Un contexte ambigu : entre convergence et singularisation
Cette visite du président français intervient dans un contexte particulier. Au-delà de la crise sanitaire et des incertitudes économiques qui l’accompagnent, sur le plan géopolitique, deux tendances se dessinent.
Presque un an après la fin de la crise du Golfe, entre le Qatar et ses voisins, la concurrence – parfois à la limite du conflit armé – entre l’axe contre-révolutionnaire mené par Riyad et Abou Dabi et l’axe islamo-réformateur mené par Doha et Ankara semble laisser place à une certaine accalmie.
De ce point de vue, l’évolution des relations entre Abou Dabi et Ankara est révélatrice. Après des années d’opposition, notamment en Libye, le prince héritier d’Abou Dabi Mohammed ben Zayed (MBZ) s’est rendu à Ankara le 24 novembre. D’importants investissements émiratis (on parle de dix milliards de dollars) sont escomptés en Turquie.
Dans la mesure où l’action émiratie en Libye s’est heurtée à une forte réaction turque, où l’idée d’un règlement politique du conflit s’est imposée, et dans la mesure où Ankara et Doha ne font plus du soutien aux Frères musulmans le centre de leur politique étrangère dans le monde arabe comme il y a dix ans, les facteurs d’un apaisement étaient réunis.
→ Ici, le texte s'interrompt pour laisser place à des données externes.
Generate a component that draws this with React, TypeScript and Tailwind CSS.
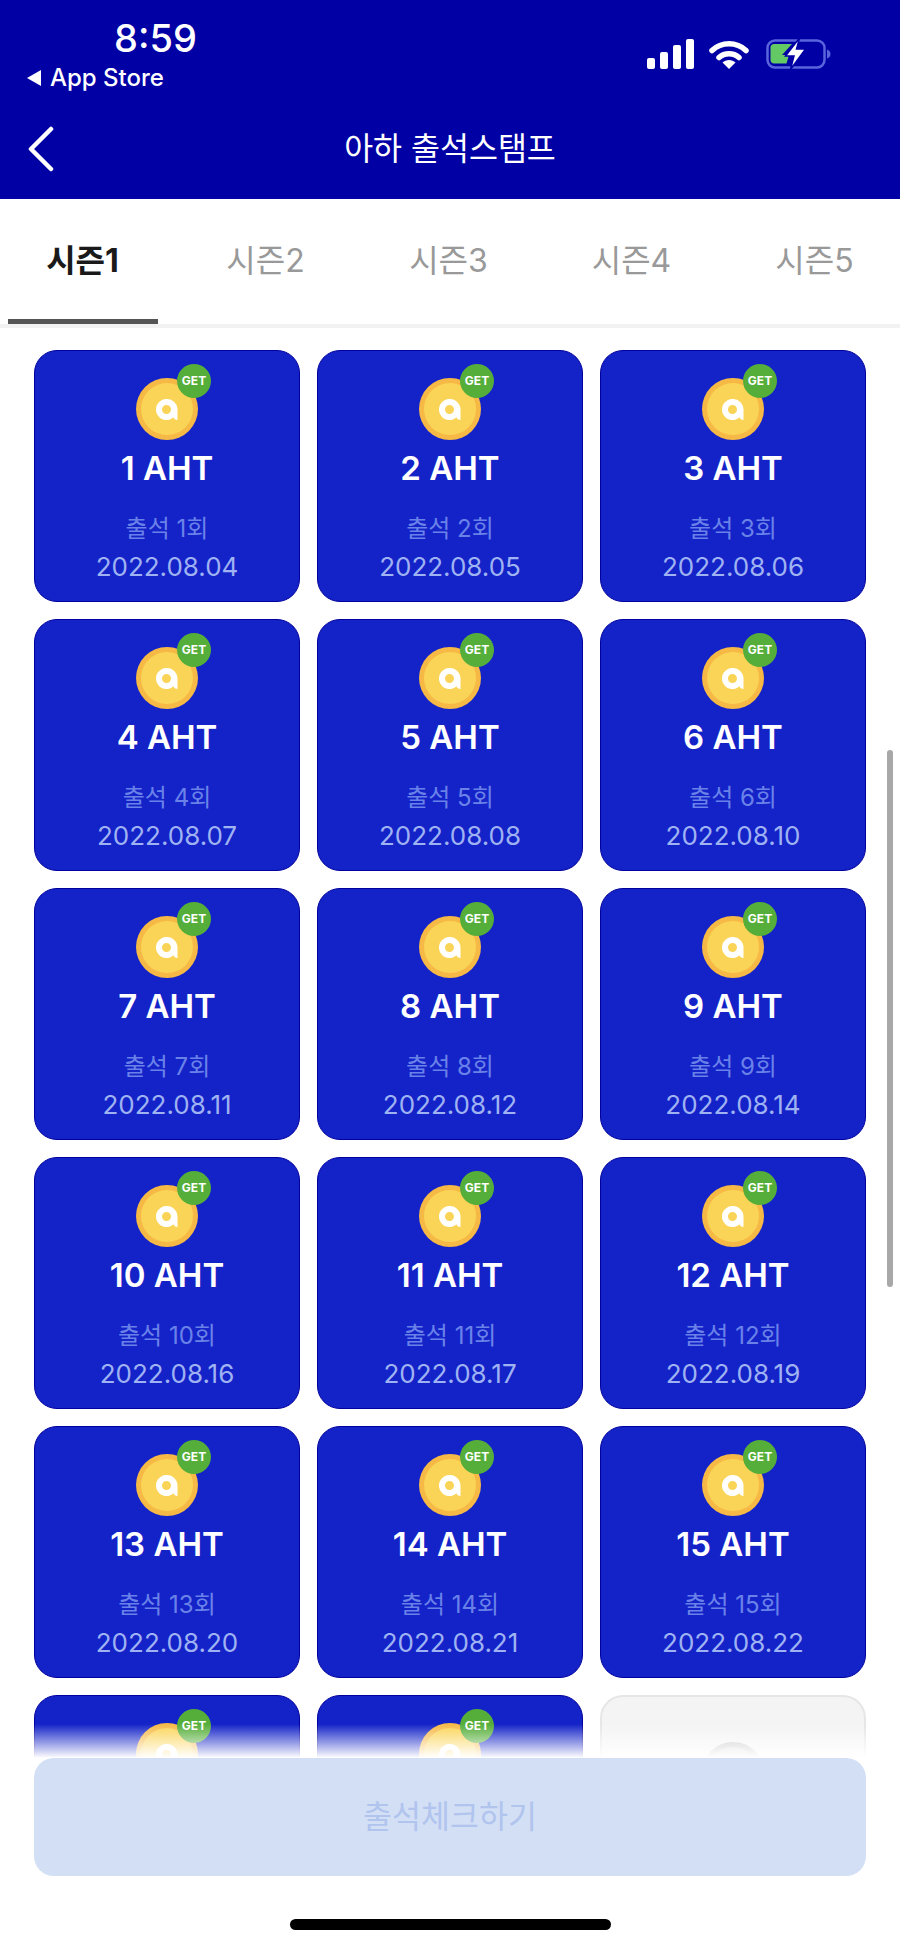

Cette convergence s’accompagne d’une divergence au sein de l’axe Riyad-Abou Dabi. Là où Riyad considère la lutte contre l’Iran (et incidemment le Hezbollah au Liban et les Houthis au Yémen) comme une priorité, Abou Dabi considère toujours la lutte contre l’islam politique comme prioritaire (au Yémen, les Émirats et leurs alliés se méfient davantage des Frères musulmans que des Houthis) et semble pour l’instant privilégier des relations cordiales avec Téhéran.
L’action de la diplomatie française s’inscrit dans ce contexte. Pour les tensions qui perdurent, comme on le voit au Liban, l’objectif affiché est d’éviter tout isolement de l’Arabie saoudite.
Comme au moment de la séquestration de Saad Hariri par les Saoud en novembre 2017, Paris entend peut-être servir de partenaire et de garde-fou au jeune prince héritier saoudien. Là où la politique du bâton prévaut ailleurs, c’est la carotte qui semble privilégiée par Paris quand il s’agit de l’Arabie saoudite.